What you have to do -> In the entries, find all lines that hold the word "styles" and copy them.

Given records ->

»»

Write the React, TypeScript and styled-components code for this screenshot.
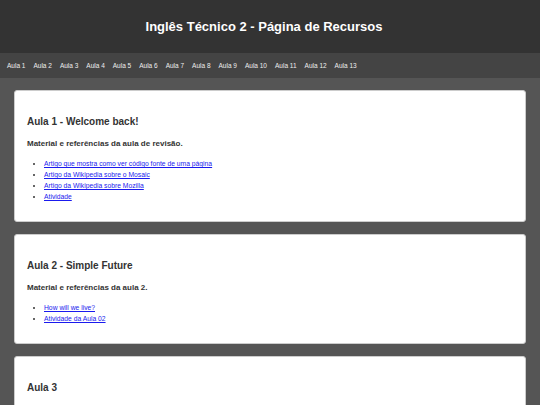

««
»»

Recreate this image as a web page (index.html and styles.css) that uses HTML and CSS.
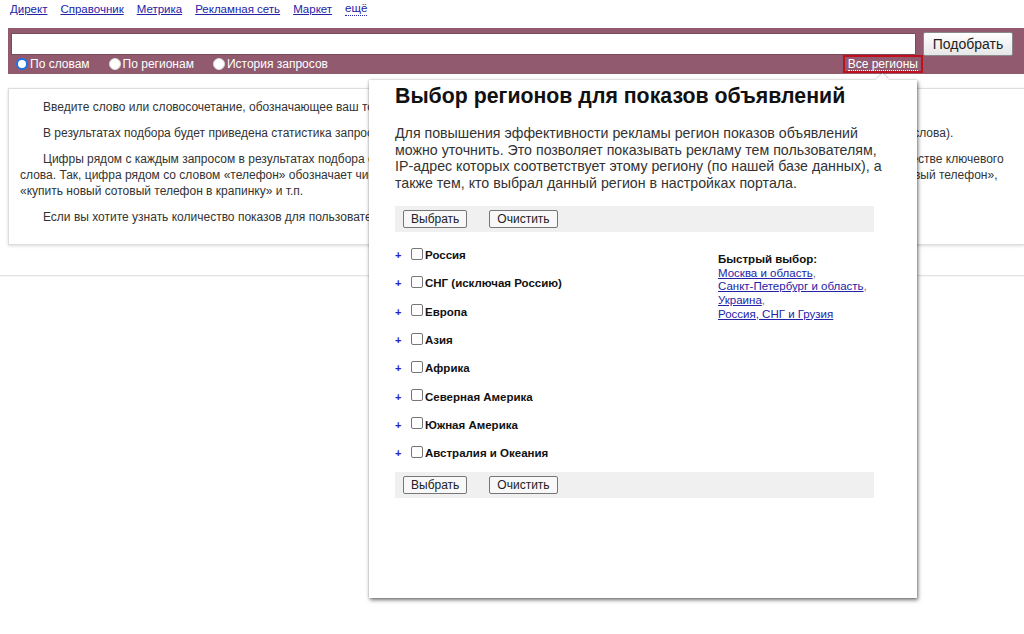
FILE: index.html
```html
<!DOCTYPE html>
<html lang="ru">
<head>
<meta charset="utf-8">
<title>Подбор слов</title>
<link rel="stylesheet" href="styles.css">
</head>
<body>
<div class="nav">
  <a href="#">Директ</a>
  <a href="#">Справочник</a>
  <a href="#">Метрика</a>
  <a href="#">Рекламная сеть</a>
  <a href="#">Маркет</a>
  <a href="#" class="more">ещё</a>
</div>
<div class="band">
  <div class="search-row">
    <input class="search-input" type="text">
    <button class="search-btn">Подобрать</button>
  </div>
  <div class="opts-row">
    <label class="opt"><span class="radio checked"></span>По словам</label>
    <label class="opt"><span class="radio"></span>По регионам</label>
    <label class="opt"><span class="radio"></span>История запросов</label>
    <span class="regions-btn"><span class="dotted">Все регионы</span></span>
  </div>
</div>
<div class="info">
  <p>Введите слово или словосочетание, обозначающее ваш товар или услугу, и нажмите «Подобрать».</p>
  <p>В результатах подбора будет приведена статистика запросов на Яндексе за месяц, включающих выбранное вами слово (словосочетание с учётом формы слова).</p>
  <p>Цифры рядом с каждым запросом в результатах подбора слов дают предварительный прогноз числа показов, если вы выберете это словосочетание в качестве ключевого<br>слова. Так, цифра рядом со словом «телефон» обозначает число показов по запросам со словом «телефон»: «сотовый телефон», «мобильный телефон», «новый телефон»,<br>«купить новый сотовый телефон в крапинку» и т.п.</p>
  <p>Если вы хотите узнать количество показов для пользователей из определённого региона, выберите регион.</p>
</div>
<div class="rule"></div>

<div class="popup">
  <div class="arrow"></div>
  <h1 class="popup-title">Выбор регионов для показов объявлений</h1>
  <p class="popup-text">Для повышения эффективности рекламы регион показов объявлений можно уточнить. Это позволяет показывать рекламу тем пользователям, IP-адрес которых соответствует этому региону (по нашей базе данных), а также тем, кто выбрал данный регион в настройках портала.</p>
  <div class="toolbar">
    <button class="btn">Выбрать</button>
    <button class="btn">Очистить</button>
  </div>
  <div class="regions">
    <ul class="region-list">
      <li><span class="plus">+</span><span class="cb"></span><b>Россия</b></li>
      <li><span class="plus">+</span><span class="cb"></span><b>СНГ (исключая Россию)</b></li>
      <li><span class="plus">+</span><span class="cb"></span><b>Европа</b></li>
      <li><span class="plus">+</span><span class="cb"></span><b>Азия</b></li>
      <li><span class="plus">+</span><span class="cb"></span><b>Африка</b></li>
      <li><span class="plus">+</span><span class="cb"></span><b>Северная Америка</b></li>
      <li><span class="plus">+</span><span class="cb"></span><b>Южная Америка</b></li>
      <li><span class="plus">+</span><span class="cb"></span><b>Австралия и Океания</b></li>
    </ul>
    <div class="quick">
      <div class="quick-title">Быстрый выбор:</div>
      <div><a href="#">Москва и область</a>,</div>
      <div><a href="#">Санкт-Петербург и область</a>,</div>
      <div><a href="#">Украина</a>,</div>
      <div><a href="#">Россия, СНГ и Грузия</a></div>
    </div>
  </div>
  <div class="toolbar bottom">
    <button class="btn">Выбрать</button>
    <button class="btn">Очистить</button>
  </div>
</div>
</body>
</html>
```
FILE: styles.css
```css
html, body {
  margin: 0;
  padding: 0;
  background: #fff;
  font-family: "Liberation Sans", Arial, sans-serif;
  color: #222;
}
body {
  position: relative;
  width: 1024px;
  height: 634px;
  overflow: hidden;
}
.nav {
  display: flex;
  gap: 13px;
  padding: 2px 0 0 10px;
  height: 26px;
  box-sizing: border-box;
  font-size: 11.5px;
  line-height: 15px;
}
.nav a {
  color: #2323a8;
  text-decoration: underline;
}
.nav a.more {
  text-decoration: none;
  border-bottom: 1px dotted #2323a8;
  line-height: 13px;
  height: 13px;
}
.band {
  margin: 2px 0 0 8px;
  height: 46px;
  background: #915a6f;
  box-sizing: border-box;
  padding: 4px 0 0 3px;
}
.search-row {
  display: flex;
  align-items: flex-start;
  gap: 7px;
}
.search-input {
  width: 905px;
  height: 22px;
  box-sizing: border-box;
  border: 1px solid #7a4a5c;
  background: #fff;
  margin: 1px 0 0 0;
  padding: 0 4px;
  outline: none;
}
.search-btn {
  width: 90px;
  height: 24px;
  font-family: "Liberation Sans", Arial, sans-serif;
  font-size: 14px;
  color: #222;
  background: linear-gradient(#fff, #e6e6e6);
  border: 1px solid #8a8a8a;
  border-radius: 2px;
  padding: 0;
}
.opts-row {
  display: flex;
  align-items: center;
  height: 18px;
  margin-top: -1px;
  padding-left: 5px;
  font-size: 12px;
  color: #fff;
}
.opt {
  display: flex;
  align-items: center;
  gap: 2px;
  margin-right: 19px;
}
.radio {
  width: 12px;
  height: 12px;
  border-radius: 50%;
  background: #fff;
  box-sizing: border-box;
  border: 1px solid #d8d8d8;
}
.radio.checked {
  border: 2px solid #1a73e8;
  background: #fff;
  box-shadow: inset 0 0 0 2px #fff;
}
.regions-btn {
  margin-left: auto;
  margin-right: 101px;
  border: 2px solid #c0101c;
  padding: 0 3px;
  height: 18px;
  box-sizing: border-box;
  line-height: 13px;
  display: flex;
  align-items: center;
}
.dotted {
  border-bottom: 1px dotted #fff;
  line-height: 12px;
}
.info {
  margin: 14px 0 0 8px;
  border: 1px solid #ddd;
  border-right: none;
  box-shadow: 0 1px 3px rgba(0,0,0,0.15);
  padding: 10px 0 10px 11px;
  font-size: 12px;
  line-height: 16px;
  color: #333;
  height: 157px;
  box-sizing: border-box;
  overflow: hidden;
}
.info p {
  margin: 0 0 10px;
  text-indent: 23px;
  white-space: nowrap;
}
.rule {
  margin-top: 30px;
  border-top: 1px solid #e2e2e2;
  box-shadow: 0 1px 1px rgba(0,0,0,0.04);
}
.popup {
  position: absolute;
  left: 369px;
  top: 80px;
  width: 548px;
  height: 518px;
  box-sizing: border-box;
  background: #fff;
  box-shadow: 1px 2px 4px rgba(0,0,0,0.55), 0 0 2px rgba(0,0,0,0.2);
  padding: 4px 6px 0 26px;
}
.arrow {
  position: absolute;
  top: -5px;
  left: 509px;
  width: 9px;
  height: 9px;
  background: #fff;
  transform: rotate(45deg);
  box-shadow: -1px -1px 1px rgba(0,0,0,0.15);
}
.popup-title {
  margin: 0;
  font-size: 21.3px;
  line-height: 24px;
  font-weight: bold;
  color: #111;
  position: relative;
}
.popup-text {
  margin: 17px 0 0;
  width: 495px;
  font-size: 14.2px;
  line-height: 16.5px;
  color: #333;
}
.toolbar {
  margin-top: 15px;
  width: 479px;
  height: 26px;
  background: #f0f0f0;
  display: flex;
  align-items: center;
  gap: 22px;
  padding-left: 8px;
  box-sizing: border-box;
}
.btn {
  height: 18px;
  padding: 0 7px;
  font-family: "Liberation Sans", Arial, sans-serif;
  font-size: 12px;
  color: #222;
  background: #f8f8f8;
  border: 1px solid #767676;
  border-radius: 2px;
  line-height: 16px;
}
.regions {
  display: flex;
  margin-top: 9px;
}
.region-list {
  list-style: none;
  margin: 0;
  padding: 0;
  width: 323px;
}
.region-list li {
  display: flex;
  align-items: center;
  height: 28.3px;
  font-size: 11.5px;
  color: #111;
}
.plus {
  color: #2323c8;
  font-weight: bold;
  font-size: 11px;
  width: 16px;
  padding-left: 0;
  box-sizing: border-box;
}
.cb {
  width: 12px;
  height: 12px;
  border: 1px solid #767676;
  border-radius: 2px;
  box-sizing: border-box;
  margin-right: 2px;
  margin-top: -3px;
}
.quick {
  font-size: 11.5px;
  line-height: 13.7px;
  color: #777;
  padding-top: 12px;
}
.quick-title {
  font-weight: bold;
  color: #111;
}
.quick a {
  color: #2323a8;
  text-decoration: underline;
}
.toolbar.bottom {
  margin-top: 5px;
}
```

««

Output below ->
Recreate this image as a web page (index.html and styles.css) that uses HTML and CSS.
<link rel="stylesheet" href="styles.css">
FILE: styles.css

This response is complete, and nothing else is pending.